Hatta bu da yakışırmış buraya. "Gelecegim, bekle dedi, gitti.
Ben beklemedim, o da gelmedi."

Sigara da sağlığa zararlı diyorlar, bakalım.

bu sahne bana okadar çok şey hatırlamıştı ki anlatamam.

hatta aynı zamanda birine daha hatırlatmıştı

daşak geçsende güzel bir sahne

Mirkelam söylüyor.

Mutlu olmak istiyorum diyor.

kimi dinlesem ,konuşsam mutlu olmak istiyor.

Bunun için çaba göstermiyorlar ama.

Sadece istiyorlar.

Ben de kelebek olmak istiyorum ama bak olamıyorum.

Kelebek olmam için çok uğraşmam gerek.

Metamorfoz geçirmeliyim.

Yumurta, Larva, Pupa ve Ergin..

Başkalaşım süreci bu.

Biliyorsun işte.

Şimdi tek tek anlatırsam,

Daha çok kelebek olmak isteyeceğim.

Ama işte dedim ya,

İstemekle olmuyor.

En iyisi ben şimdi kelebek olmayayım.

Uğraş dur,

Sonra bir günde öl..

Değer mi dersin.?
Sen de boşver işte mutlu olupta ne olacak.

mutlulukla mutsuzluk arasindaki ince cizgideyim bende. Arada kalmislik hissi cok daha kötu. Bi bakiyorsun mutlu gibisin, bi bakiyorsun dibe vurmussun. Aslinda sadece kendini kandirmissin..

Sevdiğin insanla herşeye varsın mutsuzluğa bilee ama düşünüyorumda bu kadar fedakar bir sevgi var mı ki ?? Nice ilişkiler bitiyor gunumuzde mutsuzluk adına, kimse seviyorum olsun katlanayım demiyor.. Dese bile bir müddet sonra o büyü kayboluyor.. Bozuk bir plak gibi başa sarıyor.. Eee ne anlaşıldı bu ilişkiden ?

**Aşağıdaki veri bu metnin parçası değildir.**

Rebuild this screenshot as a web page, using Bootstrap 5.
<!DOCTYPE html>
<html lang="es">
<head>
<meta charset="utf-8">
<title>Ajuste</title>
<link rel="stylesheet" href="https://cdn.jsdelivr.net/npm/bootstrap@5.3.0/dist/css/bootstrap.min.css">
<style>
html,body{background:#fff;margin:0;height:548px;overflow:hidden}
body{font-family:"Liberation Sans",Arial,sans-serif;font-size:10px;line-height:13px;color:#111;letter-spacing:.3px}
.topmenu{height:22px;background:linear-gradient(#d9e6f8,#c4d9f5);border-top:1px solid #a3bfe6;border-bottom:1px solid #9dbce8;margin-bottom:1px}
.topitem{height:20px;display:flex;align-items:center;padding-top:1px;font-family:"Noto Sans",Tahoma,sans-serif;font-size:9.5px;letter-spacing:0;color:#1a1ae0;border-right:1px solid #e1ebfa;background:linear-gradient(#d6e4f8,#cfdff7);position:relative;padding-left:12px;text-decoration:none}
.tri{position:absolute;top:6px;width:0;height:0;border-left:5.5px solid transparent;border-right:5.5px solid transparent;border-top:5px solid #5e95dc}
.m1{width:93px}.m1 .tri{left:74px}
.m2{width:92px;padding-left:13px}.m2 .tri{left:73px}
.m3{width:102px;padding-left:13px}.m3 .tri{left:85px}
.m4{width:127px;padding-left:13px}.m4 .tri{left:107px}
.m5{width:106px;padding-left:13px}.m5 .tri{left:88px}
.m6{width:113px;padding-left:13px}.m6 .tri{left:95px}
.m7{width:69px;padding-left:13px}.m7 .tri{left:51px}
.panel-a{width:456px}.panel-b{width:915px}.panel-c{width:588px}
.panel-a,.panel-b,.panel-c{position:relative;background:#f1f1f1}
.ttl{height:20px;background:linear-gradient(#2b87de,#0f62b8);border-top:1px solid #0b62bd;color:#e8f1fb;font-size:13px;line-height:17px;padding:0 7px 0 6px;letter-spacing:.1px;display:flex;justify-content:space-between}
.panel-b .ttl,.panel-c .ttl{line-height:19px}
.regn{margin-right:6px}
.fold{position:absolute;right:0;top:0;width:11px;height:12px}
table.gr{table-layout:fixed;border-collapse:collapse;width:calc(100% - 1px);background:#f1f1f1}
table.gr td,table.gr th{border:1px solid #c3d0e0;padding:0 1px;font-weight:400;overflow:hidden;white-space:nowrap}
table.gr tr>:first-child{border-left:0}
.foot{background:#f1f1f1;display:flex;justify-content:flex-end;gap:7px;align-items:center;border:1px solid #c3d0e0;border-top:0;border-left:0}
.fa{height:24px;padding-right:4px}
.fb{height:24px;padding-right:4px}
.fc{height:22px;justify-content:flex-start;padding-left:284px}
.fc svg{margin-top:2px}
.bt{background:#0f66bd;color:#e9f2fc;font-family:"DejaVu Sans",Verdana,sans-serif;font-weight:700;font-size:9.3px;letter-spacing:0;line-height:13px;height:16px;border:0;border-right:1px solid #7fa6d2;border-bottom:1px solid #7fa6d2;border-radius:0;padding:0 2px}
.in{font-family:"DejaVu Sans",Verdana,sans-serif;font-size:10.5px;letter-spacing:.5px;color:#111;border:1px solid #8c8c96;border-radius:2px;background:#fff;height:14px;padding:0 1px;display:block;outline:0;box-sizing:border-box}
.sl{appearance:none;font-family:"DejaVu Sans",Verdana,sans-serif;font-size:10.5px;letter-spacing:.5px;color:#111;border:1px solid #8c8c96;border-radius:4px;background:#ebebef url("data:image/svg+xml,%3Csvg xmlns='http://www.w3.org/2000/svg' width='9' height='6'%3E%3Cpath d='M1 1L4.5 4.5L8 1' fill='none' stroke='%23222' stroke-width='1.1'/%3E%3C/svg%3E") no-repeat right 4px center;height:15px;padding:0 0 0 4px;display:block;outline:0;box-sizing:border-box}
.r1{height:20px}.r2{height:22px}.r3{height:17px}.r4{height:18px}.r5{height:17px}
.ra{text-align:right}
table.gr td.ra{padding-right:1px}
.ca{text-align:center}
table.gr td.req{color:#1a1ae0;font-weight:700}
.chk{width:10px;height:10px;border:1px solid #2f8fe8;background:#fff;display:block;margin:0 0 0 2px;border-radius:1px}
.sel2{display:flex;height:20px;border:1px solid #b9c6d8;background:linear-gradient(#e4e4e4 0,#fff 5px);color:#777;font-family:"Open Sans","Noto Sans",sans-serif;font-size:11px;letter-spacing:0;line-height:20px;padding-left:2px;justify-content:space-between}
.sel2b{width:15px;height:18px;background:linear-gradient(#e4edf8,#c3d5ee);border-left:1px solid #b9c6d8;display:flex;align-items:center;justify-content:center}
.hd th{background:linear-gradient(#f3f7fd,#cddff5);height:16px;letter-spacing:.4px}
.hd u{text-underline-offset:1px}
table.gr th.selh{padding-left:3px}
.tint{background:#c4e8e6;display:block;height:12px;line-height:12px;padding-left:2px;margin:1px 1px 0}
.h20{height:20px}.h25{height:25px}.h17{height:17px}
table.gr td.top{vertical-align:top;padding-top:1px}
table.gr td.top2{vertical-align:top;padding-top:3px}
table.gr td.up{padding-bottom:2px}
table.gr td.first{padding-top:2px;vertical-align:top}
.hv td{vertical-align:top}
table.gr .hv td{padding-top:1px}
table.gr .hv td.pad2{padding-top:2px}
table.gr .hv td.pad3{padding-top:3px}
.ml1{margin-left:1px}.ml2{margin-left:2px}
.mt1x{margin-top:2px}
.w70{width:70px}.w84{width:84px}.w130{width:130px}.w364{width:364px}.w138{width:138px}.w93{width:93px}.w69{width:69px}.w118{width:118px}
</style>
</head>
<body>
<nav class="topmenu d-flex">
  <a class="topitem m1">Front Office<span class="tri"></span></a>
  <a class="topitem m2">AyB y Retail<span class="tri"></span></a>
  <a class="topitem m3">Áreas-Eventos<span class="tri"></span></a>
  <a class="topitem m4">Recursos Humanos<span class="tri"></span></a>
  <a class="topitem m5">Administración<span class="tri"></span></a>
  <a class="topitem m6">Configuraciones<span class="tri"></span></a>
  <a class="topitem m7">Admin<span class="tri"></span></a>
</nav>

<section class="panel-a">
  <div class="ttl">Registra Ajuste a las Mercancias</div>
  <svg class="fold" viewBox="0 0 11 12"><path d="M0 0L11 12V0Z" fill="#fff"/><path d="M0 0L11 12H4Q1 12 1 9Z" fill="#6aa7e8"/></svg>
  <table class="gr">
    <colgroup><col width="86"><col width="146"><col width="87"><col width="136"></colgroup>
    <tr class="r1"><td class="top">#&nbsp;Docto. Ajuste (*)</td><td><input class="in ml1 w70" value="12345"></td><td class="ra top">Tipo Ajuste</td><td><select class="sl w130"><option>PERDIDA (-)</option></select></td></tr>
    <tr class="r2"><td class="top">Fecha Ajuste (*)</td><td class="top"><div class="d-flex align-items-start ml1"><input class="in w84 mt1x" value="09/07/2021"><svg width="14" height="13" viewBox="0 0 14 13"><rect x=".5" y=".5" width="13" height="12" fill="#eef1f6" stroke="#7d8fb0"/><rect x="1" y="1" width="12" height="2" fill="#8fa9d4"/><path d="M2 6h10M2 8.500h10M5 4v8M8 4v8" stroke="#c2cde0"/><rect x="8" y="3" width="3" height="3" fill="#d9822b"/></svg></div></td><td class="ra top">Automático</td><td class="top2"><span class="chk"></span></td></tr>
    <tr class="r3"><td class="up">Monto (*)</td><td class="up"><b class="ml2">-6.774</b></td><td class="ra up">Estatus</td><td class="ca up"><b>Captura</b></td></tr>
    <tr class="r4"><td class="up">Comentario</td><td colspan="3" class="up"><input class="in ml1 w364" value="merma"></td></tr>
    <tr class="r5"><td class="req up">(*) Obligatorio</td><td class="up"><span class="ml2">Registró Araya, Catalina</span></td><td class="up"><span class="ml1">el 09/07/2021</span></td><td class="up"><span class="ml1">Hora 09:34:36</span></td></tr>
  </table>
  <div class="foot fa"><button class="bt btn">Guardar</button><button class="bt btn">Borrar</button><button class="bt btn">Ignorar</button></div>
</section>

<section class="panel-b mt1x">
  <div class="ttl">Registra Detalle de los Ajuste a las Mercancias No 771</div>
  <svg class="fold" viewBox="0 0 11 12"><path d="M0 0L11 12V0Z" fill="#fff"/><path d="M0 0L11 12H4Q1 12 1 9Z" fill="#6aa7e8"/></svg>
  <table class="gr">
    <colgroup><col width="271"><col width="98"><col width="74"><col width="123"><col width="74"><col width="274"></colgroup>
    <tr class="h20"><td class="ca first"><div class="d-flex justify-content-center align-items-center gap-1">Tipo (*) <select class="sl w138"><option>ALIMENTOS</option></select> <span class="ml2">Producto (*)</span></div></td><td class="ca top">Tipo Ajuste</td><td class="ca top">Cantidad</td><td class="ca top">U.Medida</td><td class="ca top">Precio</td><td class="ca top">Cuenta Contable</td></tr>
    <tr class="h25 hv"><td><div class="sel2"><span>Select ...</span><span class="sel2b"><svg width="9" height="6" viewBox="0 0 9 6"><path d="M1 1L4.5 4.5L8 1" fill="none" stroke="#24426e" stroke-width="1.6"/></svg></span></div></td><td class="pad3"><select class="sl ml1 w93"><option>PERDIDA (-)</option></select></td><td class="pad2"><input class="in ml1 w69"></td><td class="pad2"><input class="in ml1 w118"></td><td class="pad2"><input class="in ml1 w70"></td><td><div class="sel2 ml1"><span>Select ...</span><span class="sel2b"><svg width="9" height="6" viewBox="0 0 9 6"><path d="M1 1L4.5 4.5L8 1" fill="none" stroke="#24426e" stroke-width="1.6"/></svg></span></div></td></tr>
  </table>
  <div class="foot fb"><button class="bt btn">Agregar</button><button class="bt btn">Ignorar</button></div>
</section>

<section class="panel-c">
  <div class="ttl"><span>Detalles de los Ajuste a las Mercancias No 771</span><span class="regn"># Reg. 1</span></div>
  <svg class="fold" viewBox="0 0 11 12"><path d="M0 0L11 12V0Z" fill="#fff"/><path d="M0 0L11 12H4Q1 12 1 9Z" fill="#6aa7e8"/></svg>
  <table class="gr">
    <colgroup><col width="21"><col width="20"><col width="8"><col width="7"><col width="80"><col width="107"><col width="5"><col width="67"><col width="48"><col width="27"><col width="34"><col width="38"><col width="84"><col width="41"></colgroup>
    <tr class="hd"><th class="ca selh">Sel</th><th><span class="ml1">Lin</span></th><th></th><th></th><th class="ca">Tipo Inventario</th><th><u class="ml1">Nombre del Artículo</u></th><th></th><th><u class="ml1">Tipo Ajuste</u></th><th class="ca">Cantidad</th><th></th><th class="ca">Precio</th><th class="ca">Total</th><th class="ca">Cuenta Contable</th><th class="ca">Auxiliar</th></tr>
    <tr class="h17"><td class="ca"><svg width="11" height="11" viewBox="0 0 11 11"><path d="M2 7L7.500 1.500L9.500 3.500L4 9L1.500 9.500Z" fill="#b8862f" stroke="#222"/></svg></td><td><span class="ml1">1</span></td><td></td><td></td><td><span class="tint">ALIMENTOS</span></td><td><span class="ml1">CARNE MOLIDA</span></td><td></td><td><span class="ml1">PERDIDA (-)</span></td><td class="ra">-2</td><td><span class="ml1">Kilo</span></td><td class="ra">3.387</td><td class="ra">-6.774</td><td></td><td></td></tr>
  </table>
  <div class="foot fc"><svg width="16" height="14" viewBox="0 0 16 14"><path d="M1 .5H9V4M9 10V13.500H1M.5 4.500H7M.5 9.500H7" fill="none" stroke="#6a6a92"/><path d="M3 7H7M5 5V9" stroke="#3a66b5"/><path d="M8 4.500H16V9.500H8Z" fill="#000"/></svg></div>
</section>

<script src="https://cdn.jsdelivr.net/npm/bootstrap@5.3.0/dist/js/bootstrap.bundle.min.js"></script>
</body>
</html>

iki haftadır etkisinde olduğum son sahne. ben sevdiğim adamla mutsuz olacağımı biliyordum ama yanında olmayı çok istemiştim. bi de onu düşünüp çok kereler ağladığım şarkıyla birlikte mutsuz olalım dediler çok canım yandı.

Mutsuz olmayı dileyecek kadar aşk salağı olmadım şükür.
Bu dünyaya aşık oluyum, sonra da mutsuz oluyum diye mi geldim?
AŞK kusura bakmasın; yaşadığım her an mutlu olacağım, gülümseyeceğim.
AŞK;başka kalplerde, isteyenleri mutsuz etsin, ama beni değil.

o kadar çoksunuz ki(ya da bana çok denk geldi diye düzelteyim) cidden bu ıssız adam sahnelerini hissiz bir şekilde izleyebiliyorum artık. olmuyorsa hiçbir kadına yanaşmayın. evine gidip şarap içmeyin. fingirdemeyin. haa bunları yapmayıp ne yapacağınızı da siz düşünün artık.

herşey bir gün biter...ve başlar...

Bir şeyi söylemekle---yapmak arasında kocaman bir uçurum var.Ben yapmaya karar veripte yapamayınca anladım.Ama erkekler için bir çok konuda daha güçlü kararlar alıp uygulayabiliyorlar,gerçtekten bazen çok imrendirici bi varlık oluyorsunuz.

Adam sen iyisin ya. Ben senin yazdıklarını her okuduğumda olduğum yerden uçup gidecek miyim hep? Olmuyor böyle. Bulunduğum zamandan, mekandan soyutluyorsun beni. Çok fazla iyisin sen.